Tihomir Lazarov's picture

I always use a light meter, as I'm working with strobes. I use a light meter when I'm shooting video and I measure the light falling on my subjects. But I mentioned shooting backgrounds and landscapes where you can't measure the light with an incident meter reading, because over a long distance there are many factors that may change the light amount on the subjects. I'm not talking about portraits or close proximity objects here. I'm talking about the general case. For close objects, that you can reach, using an indident reading is the way to go ALTHOUGH some textures with certain reflectivity and transparency the reflective reading may be more suitable. That's why skins of different people do not look the same when you use the same settings.

Robert Nurse's picture

Very helpful article. But, I have a question. Are you basing these extreme points (+/-2 stops) on your midtone reading? In the photograph of the field, what part of the scene did you meter as your midtone?

Tihomir Lazarov's picture

Yes, the extreme points are based on the midtone reading.

In this photograph I would use the farthest mountains or the lit green part of the trees as a midtone. From that I will check if the lightest and darkest parts are within the range.

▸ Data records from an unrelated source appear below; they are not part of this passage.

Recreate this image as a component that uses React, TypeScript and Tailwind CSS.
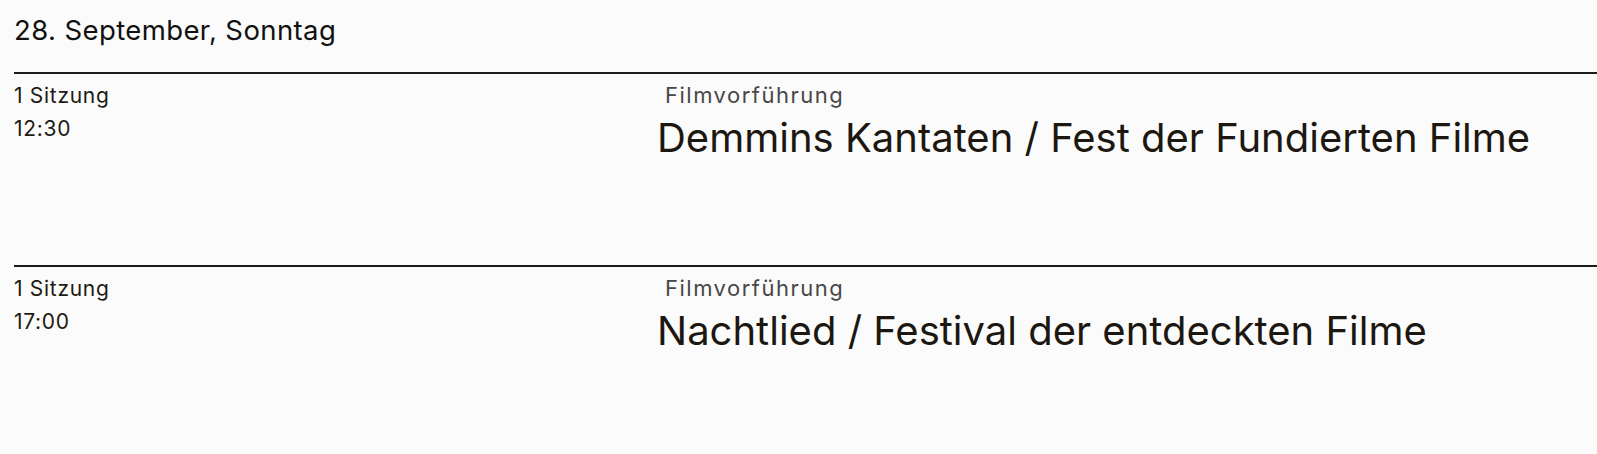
import React from 'react';

interface Screening {
    count: string;
    time: string;
    kind: string;
    title: string;
}

const screenings: Screening[] = [
    {
        count: '1 Sitzung',
        time: '12:30',
        kind: 'Filmvorführung',
        title: 'Demmins Kantaten / Fest der Fundierten Filme',
    },
    {
        count: '1 Sitzung',
        time: '17:00',
        kind: 'Filmvorführung',
        title: 'Nachtlied / Festival der entdeckten Filme',
    },
];

const ScreeningRow: React.FC<{ item: Screening }> = ({ item }) => (
    <div className="border-t-2 border-[#1c1c1c] h-[193px] pt-[5px] grid grid-cols-[643px_1fr]">
        {/* Left: session info */}
        <div className="text-[21px] leading-[33px] tracking-[0.7px] text-[#1e1a13]">
            <p>{item.count}</p>
            <p>{item.time}</p>
        </div>

        {/* Right: type + title */}
        <div>
            <p className="ml-[8px] text-[22px] leading-[33px] tracking-[1.5px] text-[#474747]">
                {item.kind}
            </p>
            <h2 className="text-[40px] leading-[52px] tracking-[0px] text-[#1c1711] whitespace-nowrap">
                {item.title}
            </h2>
        </div>
    </div>
);

const App: React.FC = () => {
    return (
        <div className="min-h-screen w-full bg-[#fbfbfb] pl-[14px] font-['Inter','Liberation_Sans',sans-serif]">
            {/* Day header */}
            <h1 className="pt-4 mb-7 text-[27.5px] leading-[28px] tracking-[0.4px] text-[#111111]">
                28. September, Sonntag
            </h1>

            {screenings.map((s) => (
                <ScreeningRow key={s.time} item={s} />
            ))}
        </div>
    );
};

export default App;
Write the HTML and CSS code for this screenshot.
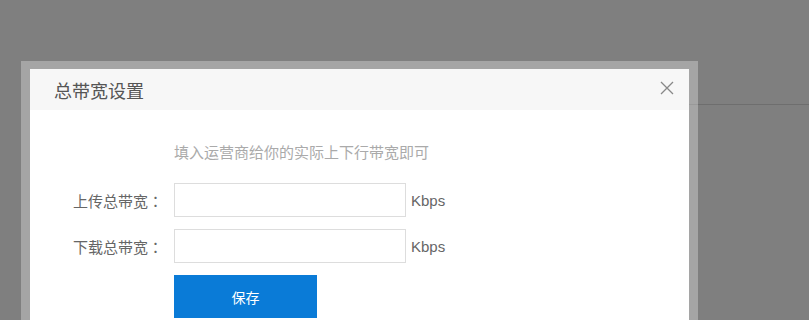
FILE: index.html
```html
<!DOCTYPE html>
<html lang="zh-CN">
<head>
	<meta charset="UTF-8">
	<title>总带宽设置</title>
	<link rel="stylesheet" href="styles.css">
</head>
<body>
	<div class="page">
		<div class="page-top"></div>
	</div>
	<div class="mask"></div>
	<div class="dialog">
		<div class="dialog-inner">
			<div class="dialog-head">
				<h3>总带宽设置</h3>
				<span class="close">
					<svg width="14" height="14" viewBox="0 0 14 14"><path d="M1 1L13 13M13 1L1 13" stroke="#888" stroke-width="1.3" fill="none"/></svg>
				</span>
			</div>
			<div class="dialog-body">
				<div class="form">
					<span></span>
					<p class="tip">填入运营商给你的实际上下行带宽即可</p>

					<label>上传总带宽<span class="colon" lang="ja">：</span></label>
					<div class="field"><input type="text"><span class="unit">Kbps</span></div>

					<label>下载总带宽<span class="colon" lang="ja">：</span></label>
					<div class="field"><input type="text"><span class="unit">Kbps</span></div>

					<span></span>
					<div><button class="btn">保存</button></div>
				</div>
			</div>
		</div>
	</div>
</body>
</html>
```
FILE: styles.css
```css
body,h3,p{margin:0;padding:0;}
body{
	height:320px;
	overflow:hidden;
	background:#fff;
	font-family:"Liberation Sans","Noto Sans CJK SC",sans-serif;
}
.page-top{
	height:104px;
	margin-left:689px;
	border-bottom:1px solid #dcdcdc;
}
.mask{
	position:absolute;
	left:0;
	top:0;
	width:100%;
	height:100%;
	background:rgba(0,0,0,0.5);
}
.dialog{
	position:absolute;
	left:21px;
	top:61px;
	width:659px;
	padding:8px 9px 0 9px;
	height:300px;
	background:rgba(255,255,255,0.3);
}
.dialog-inner{
	background:#fff;
	height:100%;
}
.dialog-head{
	height:41px;
	background:#f7f7f7;
	display:flex;
	align-items:center;
	justify-content:space-between;
	padding:0 15px 0 24px;
}
.dialog-head h3{
	font-size:18px;
	font-weight:normal;
	color:#555;
}
.close{
	display:flex;
	margin-top:-4px;
}
.dialog-body{
	padding-top:33px;
}
.form{
	display:grid;
	grid-template-columns:144px auto;
	row-gap:12px;
	align-items:center;
}
.tip{
	font-size:15px;
	line-height:20px;
	color:#aaa;
	margin-bottom:8px;
}
.form label{
	font-size:15px;
	color:#666;
	text-align:right;
	padding-right:11px;
}
.colon{
	font-family:"Noto Sans CJK JP",sans-serif;
}
.field{
	display:flex;
	align-items:center;
}
.field input{
	box-sizing:border-box;
	width:232px;
	height:34px;
	border:1px solid #ddd;
	margin:0;
	outline:none;
}
.unit{
	font-size:15px;
	color:#666;
	margin-left:5px;
}
.btn{
	width:143px;
	height:43px;
	border:0;
	background:#0a7bd7;
	color:#fff;
	font-size:14px;
	font-family:inherit;
	cursor:pointer;
}
```
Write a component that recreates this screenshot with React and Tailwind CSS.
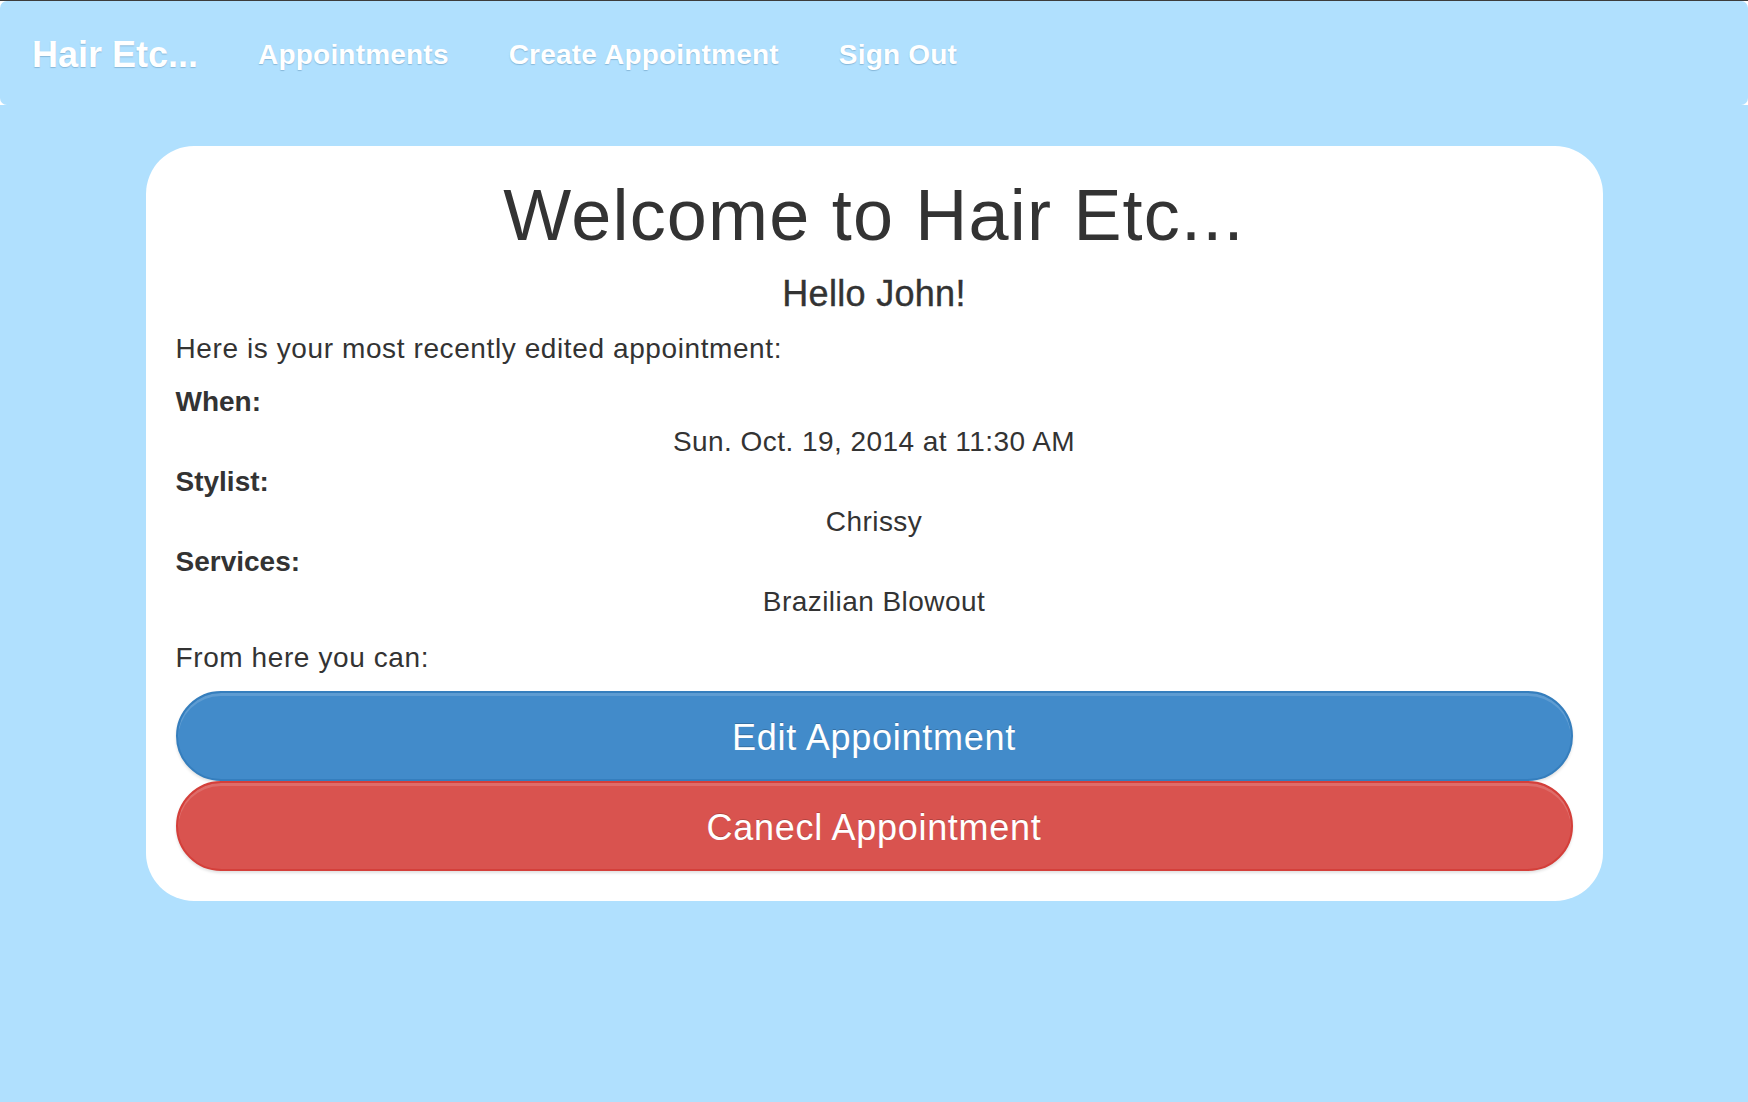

Sometimes there are no suitable midtones and in this case I check only the extremes, especially when photographing clouds (I have a database with sunsets and clouds I use for composites). With them, I check the lightest part of the cloud and it is usually around the +2 which is similar to photographing snow.

michael bogert's picture

Thanks for the article. I hadn't ever noticed the meter working while taking pics before. I immediately picked up my camera, pointed it out the window and watched how the meter changed as I pointed to different places. I'm going to bet I start getting better exposed pics starting right now! Thanks again!

Tihomir Lazarov's picture

You're welcome Michael. Thanks for your feedback! I have friends who have been told that shooting in manual mode with the light meter is only "for pros", and it's "very hard." They are not professionals and now say it's way better and easier to work with camera's light meter than they've been told.

Studio 403's picture

Call it meter dummy from hell. I have this meter from a name brand company. when ever I use it, and I set my camera to the settings outdoor, UGG, I cannot get it to give me the proper exposure.....HELP!!!. I am heading to my basement window and jump, if I can draw a crowd.

I have watch more videos on this unit.....no success.